Revisiting PersistentTaskGroup with Kotlin's SupervisorScope

About as_completed_safe()

I have mentioned an idea about addition of a safer version of asyncio.as_completed() based on PersistentTaskGroup or Supervisor at a short in-person discussion with @yselivanov and @guido in PyCon last week. After some testing and experimentation, I’m now inclinded to deprecate this idea, even as a 3rd party library function. The reasons are:

After more experimentation, I could figure out how to properly handle both timeouts and exceptions from the block body. This eliminates the necessity of making timeout changes for recognizing BaseExceptionGroup because TimeoutError is mutually exclusive to other exceptions happening.

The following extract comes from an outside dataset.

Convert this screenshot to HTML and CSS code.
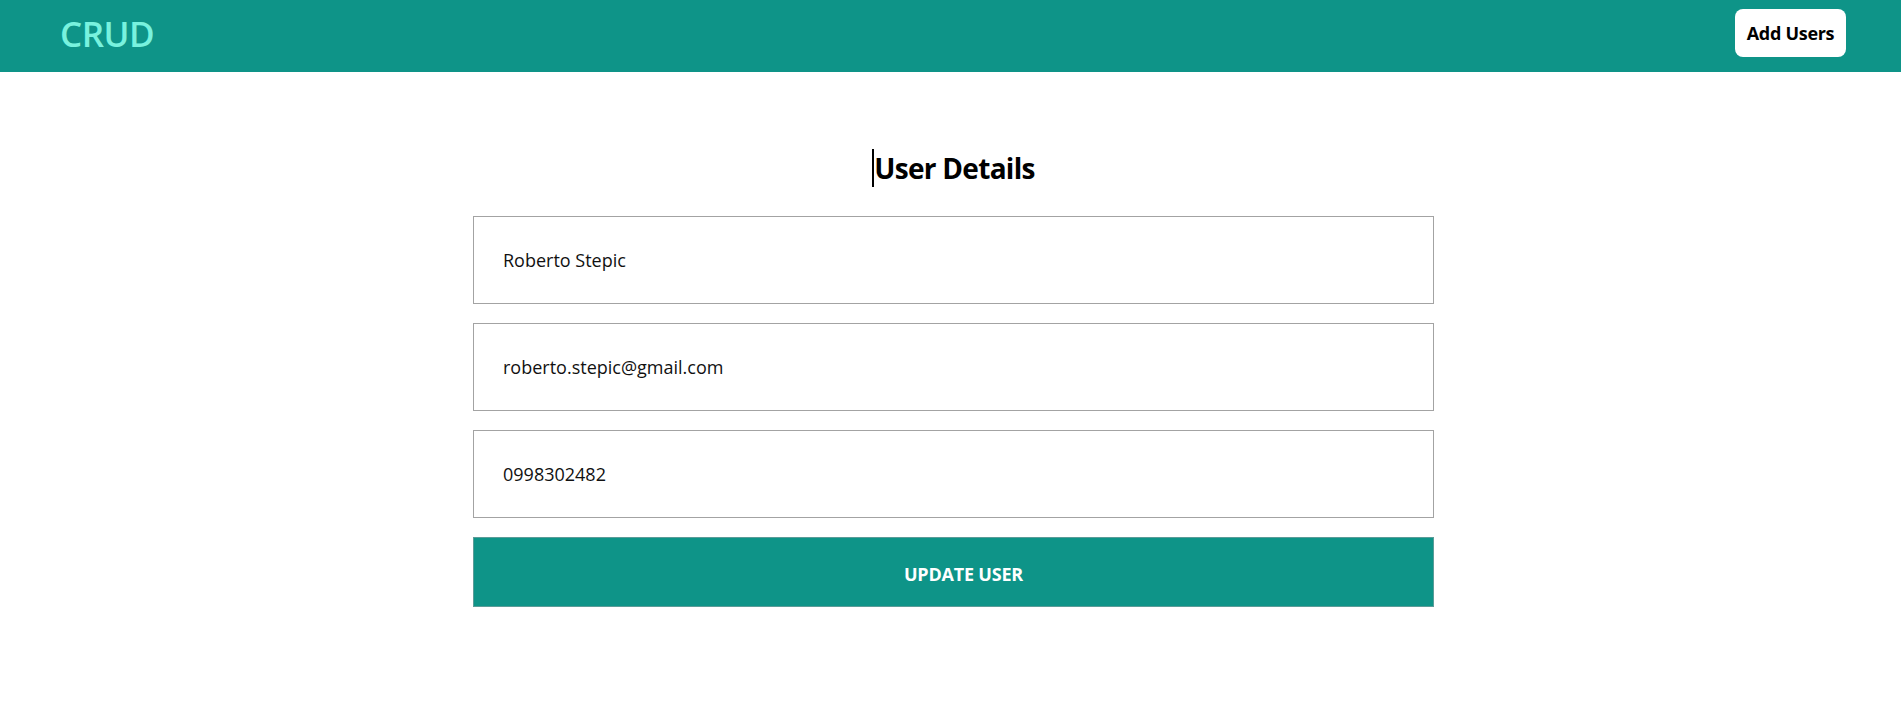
FILE: index.html
```html
<!DOCTYPE html>
<html lang="en">
<head>
<meta charset="utf-8">
<title>CRUD</title>
<link rel="stylesheet" href="styles.css">
</head>
<body>
<header class="topbar">
  <div class="brand">CRUD</div>
  <button class="add-btn" type="button">Add Users</button>
</header>
<main class="page">
  <div class="title-row"><h1 class="title">User Details</h1></div>
  <form class="form">
    <input class="field" type="text" value="Roberto Stepic">
    <input class="field" type="email" value="roberto.stepic@gmail.com">
    <input class="field" type="text" value="0998302482">
    <button class="submit" type="button">UPDATE USER</button>
  </form>
</main>
</body>
</html>
```

FILE: styles.css
```css
* { box-sizing: border-box; }
html, body { margin: 0; padding: 0; background: #fff; }
body {
  font-family: "Open Sans", "Noto Sans", "Liberation Sans", sans-serif;
  color: #000;
}
.topbar {
  height: 72px;
  background: #0e9488;
  display: flex;
  align-items: center;
  justify-content: space-between;
  padding: 0 55px 0 60px;
}
.brand {
  color: #78f2de;
  font-size: 35px;
  font-weight: 600;
  line-height: 40px;
  letter-spacing: -0.5px;
  margin-top: -5px;
}
.add-btn {
  width: 111px;
  height: 48px;
  margin-top: -6px;
  background: #fff;
  border: none;
  border-radius: 8px;
  font-family: inherit;
  font-size: 18px;
  font-weight: 700;
  color: #000;
  padding: 0;
  letter-spacing: -0.3px;
}
.page {
  padding: 77px 0 0 6px;
  display: flex;
  flex-direction: column;
  align-items: center;
}
.title-row {
  display: flex;
  justify-content: center;
}
.title {
  margin: 0;
  font-size: 28px;
  font-weight: 700;
  line-height: 38px;
  border-left: 2px solid #000;
  letter-spacing: -0.7px;
}
.form {
  width: 961px;
  margin-top: 29px;
  display: flex;
  flex-direction: column;
  gap: 19px;
}
.field {
  height: 88px;
  width: 100%;
  border: 1px solid #a3a3a3;
  border-radius: 0;
  padding: 0 29px;
  font-family: inherit;
  font-size: 18px;
  color: #111;
  background: #fff;
  outline: none;
}
.submit {
  height: 70px;
  width: 100%;
  background: #0e9488;
  border: 1px solid #5b9c98;
  color: #fff;
  font-family: inherit;
  font-size: 18px;
  font-weight: 700;
  letter-spacing: -0.2px;
  padding: 3px 0 0 20px;
}
```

  • It is impossible to distinguish the cancellation and other exceptions from the view of the async generator.
  • The caller must have a complicated boilerplate to handle both potential exceptions inside the block and aclose(). This complication comes from the use of async generators, not from the API’s purpose.
async def as_completed_safe(coros):
    q = asyncio.Queue()
    tasks = set()

    def result_callback(t: asyncio.Task) -> None:
        tasks.discard(t)
        q.put_nowait(t)

    async with Supervisor() as supervisor:
        for coro in coros:
            t = supervisor.create_task(coro) : Task[Unknown]
            t.add_done_callback(result_callback)
            tasks.add(t)
        await asyncio.sleep(0)
        while True:
            if not tasks:
                return
            try:
                yield await q.get()
            except (GeneratorExit, asyncio.CancelledError):
                # GeneratorExit: injected when aclose() is called
                # CancelledError: injected when a timeout occurs (i.e., the outer scope cancels the inner)
                await supervisor.shutdown()
                raise

Usage example:

@pytest.mark.asyncio
async def test_as_completed_safe_error_from_body():
    executed = 0
    cancelled = 0
    loop_count = 0

    async def do_job(delay, idx):
        nonlocal cancelled, executed
        try:
            await asyncio.sleep(delay)
            executed += 1
            return idx
        except asyncio.CancelledError:
            cancelled += 1
            raise

    with VirtualClock().patch_loop():
        results = []
        with pytest.raises(ZeroDivisionError):
            async with aclosing(as_completed_safe([
                do_job(0.1, 1),
                do_job(0.2, 2),
                # cancellation occurs here
                do_job(0.3, 3),
            ])) as ag:
                async for result in ag:
                    results.append(await result)
                    loop_count += 1
                    if loop_count == 2:
                        raise ZeroDivisionError()

    assert loop_count == 2
    assert executed == 2
    assert cancelled == 1
    assert results == [1, 2]

This is why I’m now considering gather_safe() which just returns a group result instead of an async generator.